Lądowanie kosmitów jest bardziej realne, niż zakończenie prac komisji do końca lutego - oświadczył w RMF Bartosz Arłukowicz, wiceszef komisji badającej tzw. aferę hazardową. Poseł SLD dodał, że "został zarzucony" przez rząd taką ilością dokumentów, że będzie musiał wynająć... meleks.
- Zostałem tak ukochany przez rząd, uduszony przez przytulenie, że żeby przewieźć te dokumenty do swojego pokoju, muszę wynająć meleks. Inaczej nie da rady - powiedział Bartosz Arłukowicz.

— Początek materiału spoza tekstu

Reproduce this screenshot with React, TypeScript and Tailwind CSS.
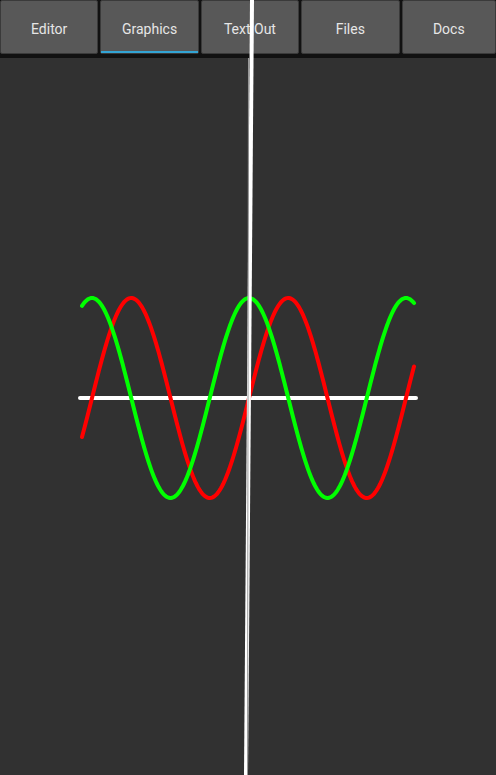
import React from 'react';

const TABS = ['Editor', 'Graphics', 'Text Out', 'Files', 'Docs'];

// wave plot settings, measured off the canvas
const X0 = 249;
const Y0 = 398;
const AMP = 100;
const PERIOD = 157;

const wavePath = (fn: (t: number) => number) => {
  const pts: string[] = [];
  for (let x = 82; x <= 414; x += 1) {
    const t = (2 * Math.PI * (x - X0)) / PERIOD;
    const y = Y0 - AMP * fn(t);
    pts.push(`${x === 82 ? 'M' : 'L'}${x},${y.toFixed(2)}`);
  }
  return pts.join(' ');
};

const App = () => {
  return (
    <div className="relative w-[496px] h-[775px] bg-[#313131] overflow-hidden font-['Roboto',sans-serif]">
      <div className="flex gap-[2px] bg-[#111] pb-[4px] h-[58px]">
        {TABS.map((tab) => (
          <div
            key={tab}
            className={`relative flex-1 flex items-center justify-center pt-[4px] bg-[#585858] border border-[#3a3a3a] rounded-[2px] text-[14px] text-[#e6e6e6] ${
              tab === 'Docs' ? 'flex-[0.96]' : ''
            }`}
          >
            {tab}
            {tab === 'Graphics' && (
              <div className="absolute left-0 right-0 bottom-0 h-[2px] bg-[#33a4d4]" />
            )}
          </div>
        ))}
      </div>

      <svg className="absolute inset-0" width="496" height="775" viewBox="0 0 496 775">
        <line x1="80" y1="398" x2="416" y2="398" stroke="#fff" strokeWidth="4" strokeLinecap="round" />
        <path d={wavePath(Math.sin)} fill="none" stroke="#ff0000" strokeWidth="4" strokeLinecap="round" />
        <path d={wavePath(Math.cos)} fill="none" stroke="#00ff00" strokeWidth="4" strokeLinecap="round" />
        <line x1="252" y1="0" x2="246" y2="775" stroke="#fff" strokeWidth="4" />
        <line x1="248.5" y1="58" x2="247.5" y2="775" stroke="#9a9a9a" strokeWidth="1" />
      </svg>
    </div>
  );
};

export default App;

Poseł SLD dodał, że "pokaże po tych dwóch, trzech miesiącach, gdzie leży problem". - Bo problem leży zupełnie gdzie indziej niż w tym miejscu, o którym dzisiaj mówimy. Problem nie jest w Rychu, Zbychu czy Mirze. To są tylko elementy tej afery. Problem jest w systemie polskiego prawa i wpływie ogromnych korporacji na to prawo - mówił Arłukowicz.

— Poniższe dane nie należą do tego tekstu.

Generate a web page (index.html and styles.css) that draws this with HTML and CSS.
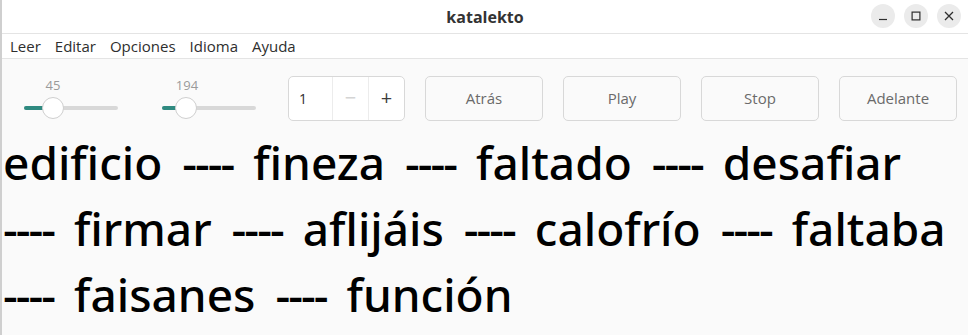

Karpiniuk "rozśmiesza do łez"
Arłukowicz mówił też, że trudno jest dzisiaj określić ścisły termin zakończenia prac komisji. - Ja nie wiem, kiedy skończymy, ale jak słyszę posła Karpiniuka, który mnie rozśmiesza do łez, kiedy wychodzi w swojej życzliwości, mówi, że jak będzie trzeba, o dwa tygodnie przedłużmy działanie komisji, to ja rozumiem intencje - dodał poseł SLD. W ocenie polityka, komisja na pewno skończy pracę przed kampanią prezydencką. - Platforma Obywatelska stwierdzi, że nic się nie dało wyjaśnić, koniec, kropka, zamykamy komisję. Mają większość, mogą stwierdzić wszystko. Mogą nawet w czwartek przegłosować, że jest wtorek i nie ma problemu - oświadczył Arłukowicz.